Peu après les apparitions de 1917, le journal « O Mensageiro » donna cette description de la Cova da Iria : « Le lieu appelé Cova da Iria est affreux… Assez aride, sans eau, la montagne de Fatima ou de Reguengo n’a rien d’admirable : chênaies, amoncellements de rochers, pinèdes et, çà et là, lopin cultivé. C’est une cuvette sans horizon lorsqu’on passe par la route qui va de Fatima à Ourem. Il y a une végétation montagnarde. » [2]
Comme pour Lourdes, Notre Dame choisit donc un lieu solitaire, sans attrait, désolé et oublié des hommes, pour apparaître à trois petits pastoureaux illettrés et leur délivrer là un message capital destiné à toute l’Eglise et à toute l’humanité.

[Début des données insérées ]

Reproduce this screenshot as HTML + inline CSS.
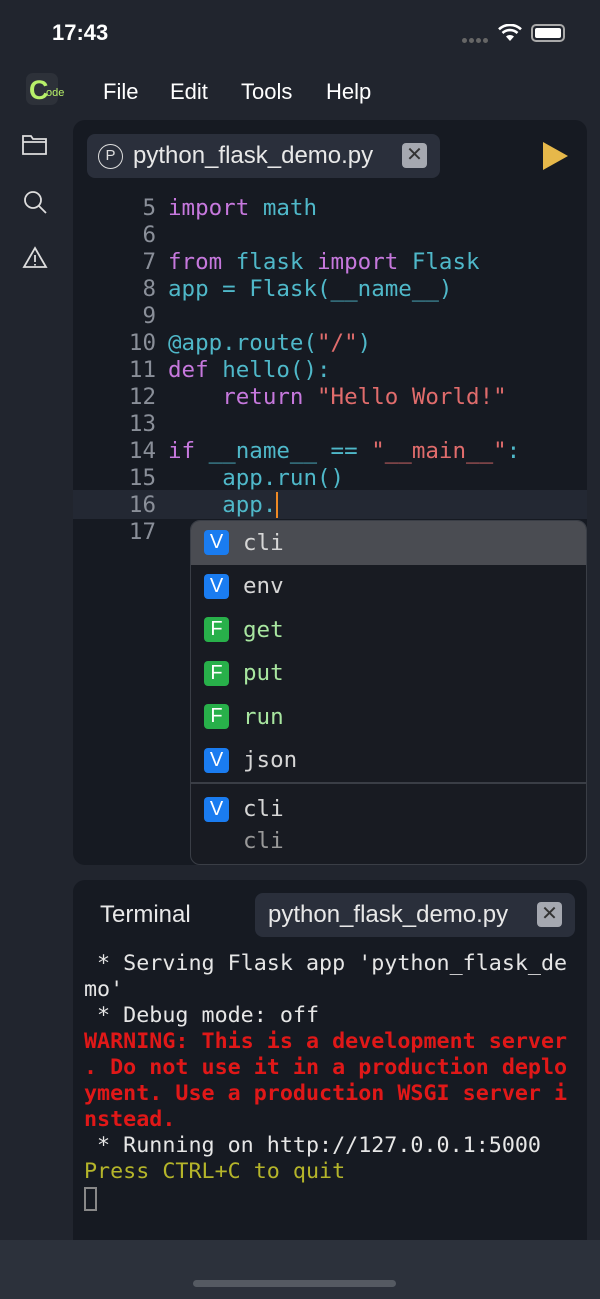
<!DOCTYPE html>
<html><head><meta charset="utf-8"><style>
*{margin:0;padding:0;box-sizing:border-box}
body{width:600px;height:1299px;background:#21252e;position:relative;overflow:hidden;font-family:"Liberation Sans",sans-serif;color:#fff}
.a{position:absolute}
.mono{font-family:"DejaVu Sans Mono","Liberation Mono",monospace}
.code{left:73px;top:195px;width:514px;font-size:22.5px;line-height:27px;white-space:pre}
.ln{display:inline-block;width:83px;text-align:right;color:#8a8f99;margin-right:12px}
.k{color:#c678dd}.c{color:#4fb8c9}.s{color:#e06c6c}.w{color:#d6d6d6}
.row{height:43.5px;display:flex;align-items:center;font-size:22.5px}
.bd{width:25px;height:25px;border-radius:4px;margin:0 14px 0 13px;color:#fff;font-family:"Liberation Sans",sans-serif;font-size:20px;display:flex;align-items:center;justify-content:center}
.V{background:#1a7cf0}.F{background:#28b04a}
.term{left:84px;top:951px;font-size:21.7px;line-height:26px;white-space:pre;color:#e6e6e6}
</style></head><body>
<div class="a" style="left:52px;top:20px;font-size:22px;font-weight:bold">17:43</div>
<div class="a" style="left:462px;top:30px;width:32px;height:6px">
<span style="display:inline-block;width:5px;height:5px;border-radius:50%;background:#666;margin-right:2px"></span><span style="display:inline-block;width:5px;height:5px;border-radius:50%;background:#666;margin-right:2px"></span><span style="display:inline-block;width:5px;height:5px;border-radius:50%;background:#666;margin-right:2px"></span><span style="display:inline-block;width:5px;height:5px;border-radius:50%;background:#666"></span></div>
<svg class="a" style="left:498px;top:24px" width="24" height="18" viewBox="0 0 24 18"><path d="M12 17l4-4.5a6 6 0 0 0-8 0z" fill="#fff"/><path d="M4.5 9a11 11 0 0 1 15 0" stroke="#fff" stroke-width="2.6" fill="none"/><path d="M1 5.3a16 16 0 0 1 22 0" stroke="#fff" stroke-width="2.6" fill="none"/></svg>
<div class="a" style="left:531px;top:24px;width:34px;height:18px;border:2px solid #aaa;border-radius:5px;padding:2px"><div style="width:100%;height:100%;background:#fff;border-radius:2px"></div></div>
<div class="a" style="left:26px;top:73px;width:32px;height:32px;border-radius:7px;background:#2d3139"></div>
<div class="a" style="left:29px;top:75px;font-size:27px;font-weight:bold;color:#b7f06a">C</div>
<div class="a" style="left:46px;top:87px;font-size:11px;color:#b7f06a">ode</div>
<div class="a" style="left:103px;top:79px;font-size:22px">File</div>
<div class="a" style="left:170px;top:79px;font-size:22px">Edit</div>
<div class="a" style="left:241px;top:79px;font-size:22px">Tools</div>
<div class="a" style="left:326px;top:79px;font-size:22px">Help</div>
<svg class="a" style="left:20px;top:132px" width="30" height="140" viewBox="0 0 30 140" fill="none" stroke="#ddd" stroke-width="1.8">
<path d="M3 4h8l2 3h13v15H3z M3 10h23"/>
<circle cx="13" cy="68" r="8"/><path d="M19 74l7 7"/>
<path d="M15 116l11 19H4z M15 123v7 M15 132v1.5"/></svg>
<div class="a" style="left:73px;top:120px;width:514px;height:745px;background:#161a22;border-radius:12px"></div>
<div class="a" style="left:87px;top:134px;width:353px;height:44px;background:#2a2f3b;border-radius:8px"></div>
<div class="a" style="left:98px;top:144px;width:25px;height:25px;border:1.8px solid #ddd;border-radius:50%;font-size:15px;text-align:center;line-height:22px;color:#ddd">P</div>
<div class="a" style="left:133px;top:142px;font-size:24px;color:#e8e8e8">python_flask_demo.py</div>
<div class="a" style="left:402px;top:143px;width:25px;height:25px;background:#a5a8b0;border-radius:4px;color:#333;font-size:20px;text-align:center;line-height:25px">✕</div>
<svg class="a" style="left:541px;top:141px" width="28" height="30"><path d="M2 1l25 14L2 29z" fill="#e6b84a"/></svg>
<div class="a" style="left:73px;top:490px;width:514px;height:29px;background:#232833"></div>
<div class="a mono code"><span class="ln">5</span><span class="k">import</span> <span class="c">math</span>
<span class="ln">6</span>
<span class="ln">7</span><span class="k">from</span> <span class="c">flask</span> <span class="k">import</span> <span class="c">Flask</span>
<span class="ln">8</span><span class="c">app = Flask(__name__)</span>
<span class="ln">9</span>
<span class="ln">10</span><span class="c">@app.route(</span><span class="s">"/"</span><span class="c">)</span>
<span class="ln">11</span><span class="k">def</span> <span class="c">hello():</span>
<span class="ln">12</span>    <span class="k">return</span> <span class="s">"Hello World!"</span>
<span class="ln">13</span>
<span class="ln">14</span><span class="k">if</span> <span class="c">__name__ == </span><span class="s">"__main__"</span><span class="c">:</span>
<span class="ln">15</span>    <span class="c">app.run()</span>
<span class="ln">16</span>    <span class="c">app.</span><span style="border-left:2px solid #f08a24"></span>
<span class="ln">17</span></div>
<div class="a mono" style="left:190px;top:520px;width:397px;height:345px;background:#181b22;border:1px solid #3a3e46;border-radius:10px;overflow:hidden">
<div class="row" style="background:#4a4c52"><span class="bd V">V</span><span class="w">cli</span></div>
<div class="row"><span class="bd V">V</span><span class="w">env</span></div>
<div class="row"><span class="bd F">F</span><span style="color:#a8e6a0">get</span></div>
<div class="row"><span class="bd F">F</span><span style="color:#a8e6a0">put</span></div>
<div class="row"><span class="bd F">F</span><span style="color:#a8e6a0">run</span></div>
<div class="row"><span class="bd V">V</span><span class="w">json</span></div>
<div style="height:2px;background:#3a3e46;margin-top:0px"></div>
<div class="row" style="height:38px;margin-top:6px"><span class="bd V">V</span><span class="w">cli</span></div>
<div style="padding-left:52px;font-size:22.5px;color:#999">cli</div>
</div>
<div class="a" style="left:73px;top:880px;width:514px;height:370px;background:#161a22;border-radius:12px 12px 0 0"></div>
<div class="a" style="left:100px;top:901px;font-size:24px;color:#e8e8e8">Terminal</div>
<div class="a" style="left:255px;top:893px;width:320px;height:44px;background:#2a2f3b;border-radius:8px"></div>
<div class="a" style="left:268px;top:901px;font-size:24px;color:#e8e8e8">python_flask_demo.py</div>
<div class="a" style="left:537px;top:902px;width:25px;height:25px;background:#a5a8b0;border-radius:4px;color:#333;font-size:20px;text-align:center;line-height:25px">✕</div>
<div class="a mono term"> * Serving Flask app 'python_flask_de
mo'
 * Debug mode: off
<b style="color:#e01818">WARNING: This is a development server
. Do not use it in a production deplo
yment. Use a production WSGI server i
nstead.</b>
 * Running on http://127.0.0.1:5000
<span style="color:#b5b52a">Press CTRL+C to quit</span></div>
<div class="a" style="left:84px;top:1187px;width:13px;height:24px;border:2px solid #888"></div>
<div class="a" style="left:0;top:1240px;width:600px;height:59px;background:#2c313b"></div>
<div class="a" style="left:193px;top:1280px;width:203px;height:7px;border-radius:4px;background:#555a62"></div>
</body></html>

Ainsi se vérifie une nouvelle fois la parole de Saint Paul, dans sa première Epître aux Corinthiens (I27-29) : « Ce que le monde tient pour insensé, c’est ce que Dieu a choisi pour confondre les sages ; et ce que le monde tient pour rien, c’est ce que Dieu a choisi pour confondre les forts ; et Dieu a choisi ce qui dans le monde est sans considération et sans puissance, ce qui n’est rien, pour réduire au néant ce qui est, afin que nulle chair ne se glorifie devant Dieu. »
Il semble bien que ce lieu dit « Cova da Iria » ait attiré la prédilection de Dieu des siècles à l’avance, comme le laisse supposer l’émouvant témoignage suivant, daté de 1989, tout à fait crédible et digne de foi, qui relate la prophétie d’un grand miracle en ce lieu par le bienheureux Nuno Alvares Pereira, béatifié le 23 janvier 1918 par le pape Benoît XV, qui joua dans l’histoire du Portugal exactement le même rôle que notre Sainte Jeanne d’Arc dans notre histoire de France :
« J’ai soixante ans puisque je suis née le 4 avril 1928. J’ai demandé au Sacré-Cœur de Jésus et au Cœur Immaculé de Marie de m’aider à rédiger ce que je vais raconter. Le jour de Noël, à la Messe de l’Aurore, quand j’ai reçu Notre Seigneur, je Lui ai demandé la lumière pour bien faire ma narration. (…) Bien que maintenant je vive à Parede [Nord du Portugal, région de Porto], je suis originaire de la bourgade de Vale Travesso, qui est située à cinq kilomètres de Vila Nova de Ourem et à treize kilomètres de la Cova da Iria.
Mon grand-père s’appelait Jacinto Cruz et il était laboureur, homme plein de foi et très dévot. Il avait cinq filles – parmi lesquelles ma mère qui s’appelait Anna da Cruz – et un seul fils. Au temps des apparitions, mon oncle était à la guerre en France d’où il revint avec une parfaite santé, émigrant ensuite au Brésil. A cette époque, mon grand-père était l’unique homme qui savait lire dans ce coin de terre. Un jour, je lui en ai demandé la raison :
- Quand tu seras plus grande, je te raconterai une histoire très belle, répondit-il. Comme tu aimes Fatima, tu apprécieras cette histoire ;
– J’ai déjà fait la quatrième classe, c’est pourquoi tu pourrais bien me raconter l’histoire, répliquai-je ;
– Tu n’as que douze ans, c’est trop jeune pour comprendre.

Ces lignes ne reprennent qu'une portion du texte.